Sur le plan de la gestion et du traitement des données, LSST va produire chaque nuit de l’ordre de 15To de données brutes qui seront traitées pour moitié au National Center for Supercomputing Application (NCSA) dans l’Illinois et pour moitié au CC-IN2P3 afin de constituer un catalogue d’objets cosmiques. Chaque portion du ciel étant imagée environ 1000 fois au cours des 10 ans d’existence du projet, les logiciels de traitement permettront de co-additionner les images se recouvrant, révélant ainsi des objets de plus en plus faibles et donc de plus en plus éloignés. Cette particularité fait que chaque année, il sera nécessaire de reprendre l’intégralité du traitement des images afin de procéder à cette co-addition. Après 10 ans, la limite de détection atteindra la magnitude 27 correspondant à des objets une centaine de milliards de fois moins lumineux que les principales étoiles du ciel nocturne (Sirius, Bételgeuse …). Les catalogues ainsi enrichis chaque année comprendront finalement de l’ordre d’un milliard d’objets, soit une quarantaine de galaxies par minute d’arc.

Ces catalogues seront disponibles sous la forme d’un système de base de données interrogeable via des commandes SQL. À la fin du projet, le système de base de données atteindra une volumétrie de 34 Po et certaines tables compteront 9000 milliards d’entrées. Cette volumétrie et la contrainte de pouvoir interroger la base en un temps raisonnable a conduit la collaboration à développer Qserv, un système original de bases de données distribuées sur un grand nombre de nœuds, chaque nœud étant associé à une région du ciel selon un pavage sphérique.

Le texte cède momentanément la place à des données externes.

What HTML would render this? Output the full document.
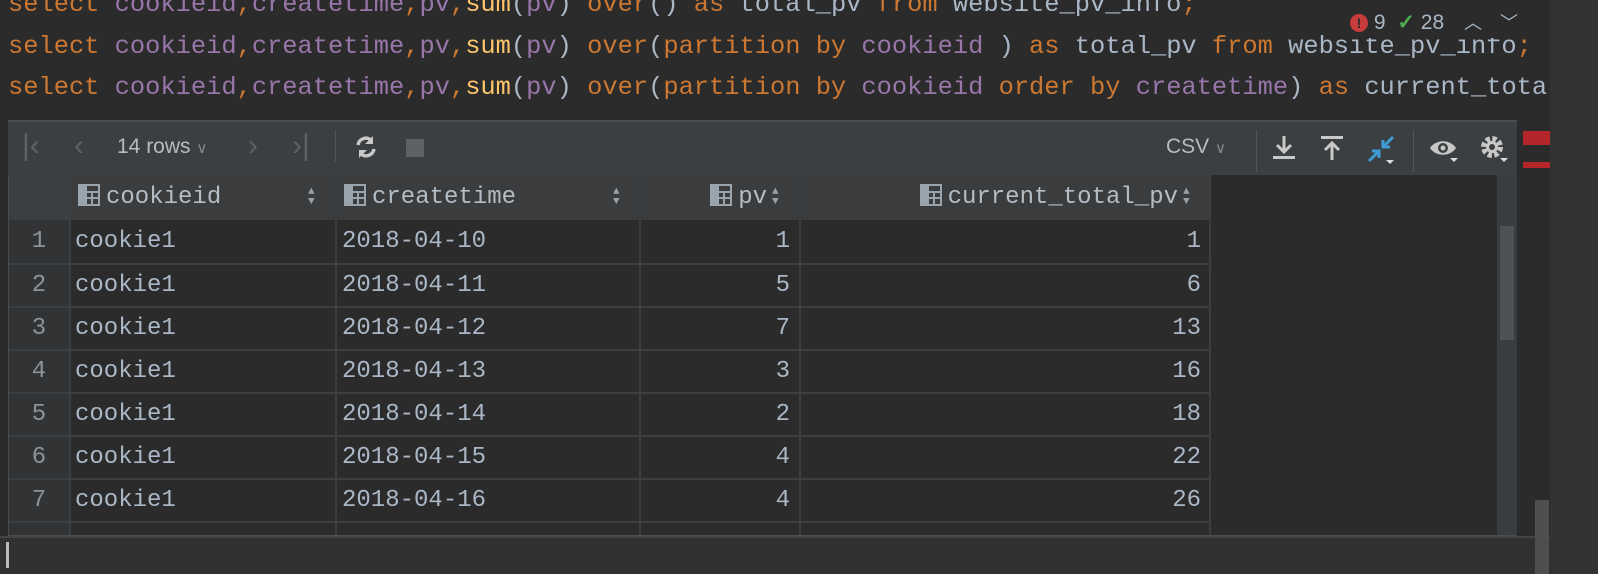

La complexité du système de traitement et de gestion des données découle essentiellement du volume de celles-ci et nécessite un programme de tests intensifs et réguliers afin de s’assurer que le système sera capable de faire face au flot de données le moment venu. Cette année, le CC-IN2P3 est intervenu dans ces tests à deux niveaux : Un « data challenge » ou « mise en situation » mettant à l’épreuve le partage du traitement des données entre le NCSA et le CC-IN2P3 et la mise à disposition d’une plateforme matérielle afin de tester la capacité de passage à l’échelle du système Qserv.

Le « data challenge »

En physique des particules, la spécificité des détecteurs fait que les « data challenges » portent la plupart du temps sur un lot de données simulées. La situation est différente pour LSST, car bien que le télescope et la caméra soient tout à fait innovants et sans comparaison en terme de sensibilité et de rapidité par rapport aux précédentes générations d’instruments (SDSS, CFHTLS, DES), des images de relevés photométriques profonds du ciel sont disponibles. La collaboration LSST a donc choisi de tester ses algorithmes et son système de gestion de données sur un lot d’images acquises par le Sloan Digital Sky Survey (SDSS) entre 2005 et 2007 (Stripe 82). En plus de tester la capacité opérationnelle des deux centres de calcul, ce choix permet également de comparer la qualité des algorithmes de LSST avec ceux de SDSS. Les données produites lors du « Data Challenge » ont donc une valeur scientifique en tant que telle.

Les données du Stripe 82 ont été affectées au NCSA et au CC-IN2P3 suivant deux lots de tailles identiques et se recouvrant partiellement afin de s’assurer de la cohérence des résultats entre les deux sites. Le lot de données alloué au CC-IN2P3 représentait 4.8 To pour 4.4 millions de fichiers. Ceux-ci ont été traités durant l’été sur la ferme Univa Grid Engine (UGE) du centre de calcul, l’ensemble du traitement nécessitant 40 000 jobs accédant à un espace disque GPFS, 100 000 heures de calcul (1 millions d’heures HS06) et produisant 19 millions de fichiers pour un total de 85 To. La mise à disposition par le CC-IN2P3 d’un serveur dédié MySQL s’est révélée être un élément crucial pour le succès de ce « Data Challenge », c’est également lui qui permettra de mettre à disposition les données produites en France et aux USA pour une validation scientifique des algorithmes de traitement d’image de LSST. Le transfert des fichiers entre les deux sites est assuré par iRODS par l’intermédiaire d’une instance unique gérée par le CC-IN2P3.

La plateforme Qserv

Comme indiqué plus haut, le système de très grandes bases de données distribuées Qserv est particulièrement innovant. Développé principalement au SLAC et à CALTECH, Qserv bénéficie d’une forte contribution de trois ingénieurs du LPC Clermont en liaison avec le projet interdisciplinaire du CNRS PetaSky qui réunit des scientifiques et des ingénieurs sur le thème du traitement de grandes masses de données. Dans ce cadre, le CC-IN2P3 a fourni une plateforme dédiée de 309 nœuds quad-core Intel Xeon L5430@2.66GHz disposant chacun de 120 Go d’espace disque. Cette configuration a notamment permis de mettre en évidence des problèmes de passages à l’échelle qui étaient passés inaperçus lors de tests précédents sur une plateforme plus restreinte. Ce type de banc de test permet également de tester en vraie grandeur les performances de requêtes complexes correspondant à des cas d’utilisation réalistes. L’implication du CC-IN2P3 a été très forte pour la mise en œuvre matérielle de la plateforme ainsi que pour l’automatisation du déploiement du logiciel Qserv.

Le « Data Challenge » et la plateforme Qserv sont des contributions majeures de l’IN2P3 au projet LSST et sont aussi les premiers jalons d’une contribution française de premier plan pour le traitement et la gestion des données du télescope lorsque celui-ci entrera en fonctionnement à la fin de la décennie.